Alper SL, Stewart AK, Vandorpe DH, Clark JS, Horack RZ, Simpson JE, Walker NM, Clarke LL. Native and recombinant Slc26a3 (downregulated in adenoma, Dra) do not exhibit properties of 2Cl(-)/1HCO(3)(-) exchange. Am J Physiol Cell Physiol 300: C276-C286, 2011. First published November 10, 2010; doi: 10.1152/ajpcell.00366.2010.-The recent proposal that Dra/Slc26a3 mediates electrogenic 2Cl(-)/1HCO(3)(-) exchange suggests a required revision of classical concepts of electroneutral Cl- transport across epithelia such as the intestine.
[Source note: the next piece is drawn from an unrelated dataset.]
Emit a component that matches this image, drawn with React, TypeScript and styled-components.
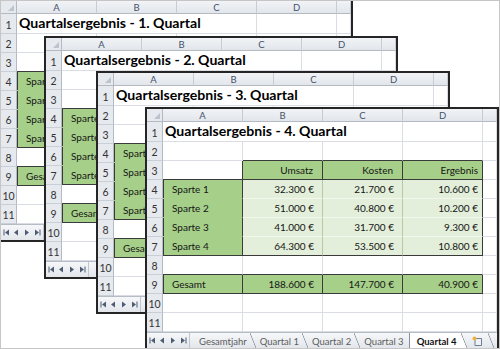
import React from "react"
import styled, { createGlobalStyle, css } from "styled-components"

const GRID = "#dadee4"
const DARK = "#3a3a3a"
const GREEN = "#a6cf8a"
const LIGHT = "#e3efda"
const FAINT = "#f1f7ed"
const INNER = "#b4c9a6"

const GlobalStyle = createGlobalStyle`
  html, body {
    margin: 0;
    padding: 0;
    background: #fff;
  }
  body {
    font-family: Lato, "Liberation Sans", sans-serif;
  }
`

const Canvas = styled.div`
  position: relative;
  width: 500px;
  height: 349px;
  box-sizing: border-box;
  border: 1px solid #c6c6c6;
  overflow: hidden;
  background: #fff;
`

const Window = styled.div<{ $x: number; $y: number }>`
  position: absolute;
  left: ${p => p.$x}px;
  top: ${p => p.$y}px;
  width: 354px;
  height: 243px;
  box-sizing: border-box;
  border: 2px solid #252525;
  background: #fff;
  display: flex;
  flex-direction: column;
  overflow: hidden;
`

const Grid = styled.div`
  flex: none;
  display: grid;
  grid-template-columns: 16px repeat(4, 80px) 1fr;
  grid-template-rows: 13px 20px repeat(10, 19px);
`

const Corner = styled.div`
  position: relative;
  box-sizing: border-box;
  background: #e6e9ed;
  border-right: 1px solid #b3bac4;
  border-bottom: 1px solid #b3bac4;
  &::after {
    content: "";
    position: absolute;
    right: 2px;
    bottom: 2px;
    border-style: solid;
    border-width: 0 0 6px 6px;
    border-color: transparent transparent #bcc3cc transparent;
  }
`

const ColHead = styled.div`
  box-sizing: border-box;
  display: flex;
  align-items: center;
  justify-content: center;
  background: linear-gradient(#f1f3f6, #e2e6eb);
  border-right: 1px solid #c7cdd5;
  border-bottom: 1px solid #b3bac4;
  font-size: 9.5px;
  color: #44536a;
`

const RowHead = styled.div`
  box-sizing: border-box;
  display: flex;
  align-items: center;
  justify-content: center;
  padding-top: 2px;
  background: #e6e9ee;
  border-right: 1px solid #b3bac4;
  border-bottom: 1px solid #c9cfd7;
  font-size: 10.5px;
  color: #333;
`

const Cell = styled.div<{
  $fill?: string
  $right: string
  $bottom: string
  $left?: boolean
  $align?: "left" | "right"
  $pad?: number
}>`
  box-sizing: border-box;
  display: flex;
  align-items: center;
  justify-content: ${p => (p.$align === "right" ? "flex-end" : "flex-start")};
  padding: ${p => (p.$align === "right" ? `0 ${p.$pad ?? 0}px 0 0` : `0 0 0 ${p.$pad ?? 0}px`)};
  background: ${p => p.$fill ?? "#fff"};
  border-right: 1px solid ${p => p.$right};
  border-bottom: 1px solid ${p => p.$bottom};
  box-shadow: ${p => (p.$left ? `inset 1px 0 0 ${DARK}` : "none")};
  font-size: 10px;
  color: #151515;
  white-space: nowrap;
`

const Title = styled.div`
  grid-column: span 3;
  box-sizing: border-box;
  display: flex;
  align-items: flex-end;
  padding: 0 0 2px 2px;
  border-right: 1px solid ${GRID};
  border-bottom: 1px solid ${GRID};
  font-size: 14.1px;
  font-weight: 700;
  color: #000;
  white-space: nowrap;
`

const TabBar = styled.div`
  flex: 1;
  min-height: 0;
  display: flex;
  align-items: stretch;
  background: linear-gradient(#f6f7f9, #e2e6eb);
  border-top: 1px solid #b5bcc6;
  font-size: 9.5px;
  color: #5c5c5c;
  overflow: hidden;
`

const Nav = styled.div`
  flex: none;
  width: 43px;
  display: flex;
  align-items: center;
  border-right: 1px solid #bfc6cf;
  box-sizing: border-box;
`

const Tab = styled.div<{ $active?: boolean; $first?: boolean }>`
  flex: none;
  display: flex;
  align-items: center;
  padding: 1px 3px 0 ${p => (p.$first ? 9 : 4)}px;
  ${p =>
    p.$active &&
    css`
      padding: 1px 4px 0 7px;
      background: #fff;
      font-weight: 700;
      color: #111;
    `}
`

const Slash = styled.span<{ $after?: boolean }>`
  flex: none;
  width: 6px;
  background: linear-gradient(
    to top right,
    ${p => (p.$after ? "#fff" : "transparent")} calc(50% - 0.7px),
    #87919e 50%,
    transparent calc(50% + 0.7px)
  );
`

const Edge = styled.span`
  flex: none;
  width: 1px;
  margin-left: 2px;
  background: #87919e;
`

const NewSheet = styled.div`
  flex: none;
  display: flex;
  align-items: center;
  padding: 0 5px 0 5px;
`

type Row = [string, string, string, string]

interface Quarter {
  n: number
  x: number
  y: number
  rows: Row[]
  total: [string, string, string]
}

const e = (v: string) => `${v}\u00a0€`

const quarters: Quarter[] = [
  {
    n: 1,
    x: -2,
    y: -2,
    rows: [
      ["Sparte 1", "28.400", "19.900", "8.500"],
      ["Sparte 2", "47.200", "38.100", "9.100"],
      ["Sparte 3", "36.800", "29.300", "7.500"],
      ["Sparte 4", "58.900", "49.600", "9.300"],
    ],
    total: ["171.300", "136.900", "34.400"],
  },
  {
    n: 2,
    x: 43,
    y: 35,
    rows: [
      ["Sparte 1", "30.100", "20.600", "9.500"],
      ["Sparte 2", "49.500", "39.700", "9.800"],
      ["Sparte 3", "38.200", "30.400", "7.800"],
      ["Sparte 4", "61.000", "51.200", "9.800"],
    ],
    total: ["178.800", "141.900", "36.900"],
  },
  {
    n: 3,
    x: 95,
    y: 70,
    rows: [
      ["Sparte 1", "31.500", "21.200", "10.300"],
      ["Sparte 2", "50.200", "40.100", "10.100"],
      ["Sparte 3", "39.900", "31.000", "8.900"],
      ["Sparte 4", "62.700", "52.400", "10.300"],
    ],
    total: ["184.300", "144.700", "39.600"],
  },
  {
    n: 4,
    x: 144,
    y: 106,
    rows: [
      ["Sparte 1", "32.300", "21.700", "10.600"],
      ["Sparte 2", "51.000", "40.800", "10.200"],
      ["Sparte 3", "41.000", "31.700", "9.300"],
      ["Sparte 4", "64.300", "53.500", "10.800"],
    ],
    total: ["188.600", "147.700", "40.900"],
  },
]

// look of a body cell: fill colour and the colours of its right / bottom line
function look(row: number, col: number) {
  const block = col <= 3
  let fill: string | undefined
  let right = GRID
  let bottom = GRID
  let left = false

  if (row === 3 && col >= 1 && col <= 3) fill = GREEN
  if (row >= 4 && row <= 7) fill = col === 0 ? GREEN : block ? LIGHT : undefined
  if (row === 9 && block) fill = GREEN

  if (row === 3 && block) right = DARK
  if (row >= 4 && row <= 7) {
    if (col === 0 || col === 3) right = DARK
    else if (col < 3) right = INNER
  }
  if (row === 9 && block) right = DARK

  if (row === 2 && col >= 1 && col <= 3) bottom = DARK
  if ((row === 3 || row === 7 || row === 8 || row === 9) && block) bottom = DARK
  if (row >= 4 && row <= 6 && block) bottom = col === 0 ? GREEN : FAINT

  if (col === 0 && ((row >= 4 && row <= 7) || row === 9)) left = true

  return { fill, right, bottom, left }
}

function content(q: Quarter, row: number, col: number): string {
  if (row === 3) return ["", "Umsatz", "Kosten", "Ergebnis", ""][col]
  if (row >= 4 && row <= 7 && col <= 3) {
    const v = q.rows[row - 4][col]
    return col === 0 ? v : e(v)
  }
  if (row === 9 && col <= 3) return col === 0 ? "Gesamt" : e(q.total[col - 1])
  return ""
}

function NavArrows() {
  const c = "#4d5c73"
  return (
    <svg width="42" height="15" viewBox="0 0 42 15">
      <rect x="2.5" y="4.5" width="1" height="6" fill={c} />
      <path d="M8 4.5 L4 7.5 L8 10.5 Z" fill={c} />
      <path d="M17 4.5 L13 7.5 L17 10.5 Z" fill={c} />
      <path d="M24 4.5 L28 7.5 L24 10.5 Z" fill={c} />
      <path d="M34 4.5 L38 7.5 L34 10.5 Z" fill={c} />
      <rect x="38.5" y="4.5" width="1" height="6" fill={c} />
    </svg>
  )
}

function SheetIcon() {
  return (
    <svg width="11" height="10" viewBox="0 0 11 10">
      <path d="M3 2.5 H9.5 V9.5 H3 Z" fill="#eef2f7" stroke="#6e7d93" strokeWidth="1" />
      <circle cx="2.5" cy="2.5" r="2" fill="#f3b13c" />
    </svg>
  )
}

const tabNames = ["Gesamtjahr", "Quartal 1", "Quartal 2", "Quartal 3", "Quartal 4"]

function Tabs() {
  return (
    <TabBar>
      <Nav>
        <NavArrows />
      </Nav>
      {tabNames.map((name, i) => {
        const active = i === tabNames.length - 1
        return (
          <React.Fragment key={name}>
            {active && <Edge />}
            <Tab $active={active} $first={i === 0}>
              {name}
            </Tab>
            {i < tabNames.length - 2 && <Slash />}
            {active && <Slash $after />}
          </React.Fragment>
        )
      })}
      <NewSheet>
        <SheetIcon />
      </NewSheet>
      <Slash />
    </TabBar>
  )
}

function Sheet({ q }: { q: Quarter }) {
  const cols = ["A", "B", "C", "D", ""]
  const rows = Array.from({ length: 11 }, (_, i) => i + 1)
  return (
    <Window $x={q.x} $y={q.y}>
      <Grid>
        <Corner />
        {cols.map((c, i) => (
          <ColHead key={i}>{c}</ColHead>
        ))}
        {rows.map(r => (
          <React.Fragment key={r}>
            <RowHead>{r}</RowHead>
            {r === 1 ? (
              <>
                <Title>Quartalsergebnis - {q.n}. Quartal</Title>
                <Cell $right={GRID} $bottom={GRID} />
                <Cell $right={GRID} $bottom={GRID} />
              </>
            ) : (
              cols.map((_, c) => {
                const l = look(r, c)
                const text = content(q, r, c)
                const isLabel = c === 0
                const pad = isLabel ? 9 : r === 3 ? (c === 3 ? 4 : 9) : c === 3 ? 4 : 8
                return (
                  <Cell
                    key={c}
                    $fill={l.fill}
                    $right={l.right}
                    $bottom={l.bottom}
                    $left={l.left}
                    $align={isLabel ? "left" : "right"}
                    $pad={pad}
                  >
                    {text}
                  </Cell>
                )
              })
            )}
          </React.Fragment>
        ))}
      </Grid>
      <Tabs />
    </Window>
  )
}

export default function App() {
  return (
    <>
      <GlobalStyle />
      <Canvas>
        {quarters.map(q => (
          <Sheet key={q.n} q={q} />
        ))}
      </Canvas>
    </>
  )
}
We investigated 1) the effect of endogenous Dra Cl-/HCO3- activity on apical membrane potential (V-a) of the cecal surface epithelium using wild-type (WT) and knockout (KO) mice; and 2) the electrical properties of Cl-/(OH-) HCO3- exchange by mouse and human orthologs of Dra expressed in Xenopus oocytes. Ex vivo Cl-36(-) fluxes and microfluorometry revealed that cecal Cl-/HCO3- exchange was abolished in the Dra KO without concordant changes in short-circuit current. In microelectrode studies, baseline V-a of Dra KO surface epithelium was slightly hyperpolarized relative to WT but depolarized to the same extent as WT during luminal Cl- substitution. Subsequent studies indicated that Cl--dependent V-a depolarization requires the anion channel Cftr. Oocyte studies demonstrated that Dra-mediated exchange of intracellular Cl- for extracellular HCO3- is accompanied by slow hyperpolarization and a modest outward current, but that the steady-state current-voltage relationship is unaffected by Cl- removal or pharmacological blockade. Further, Dra-dependent Cl-36(-) efflux was voltage-insensitive in oocytes coexpressing the cation channels ENaC or ROMK. We conclude that 1) endogenous Dra and recombinant human/mouse Dra orthologs do not exhibit electrogenic 2Cl(-)/1HCO(3)(-) exchange; and 2) acute induction of Dra Cl-/HCO3- exchange is associated with secondary membrane potential changes representing homeostatic responses. Thus, participation of Dra in coupled NaCl absorption and in uncoupled HCO3- secretion remains compatible with electroneutrality of these processes, and with the utility of electroneutral transport models for predicting epithelial responses in health and disease.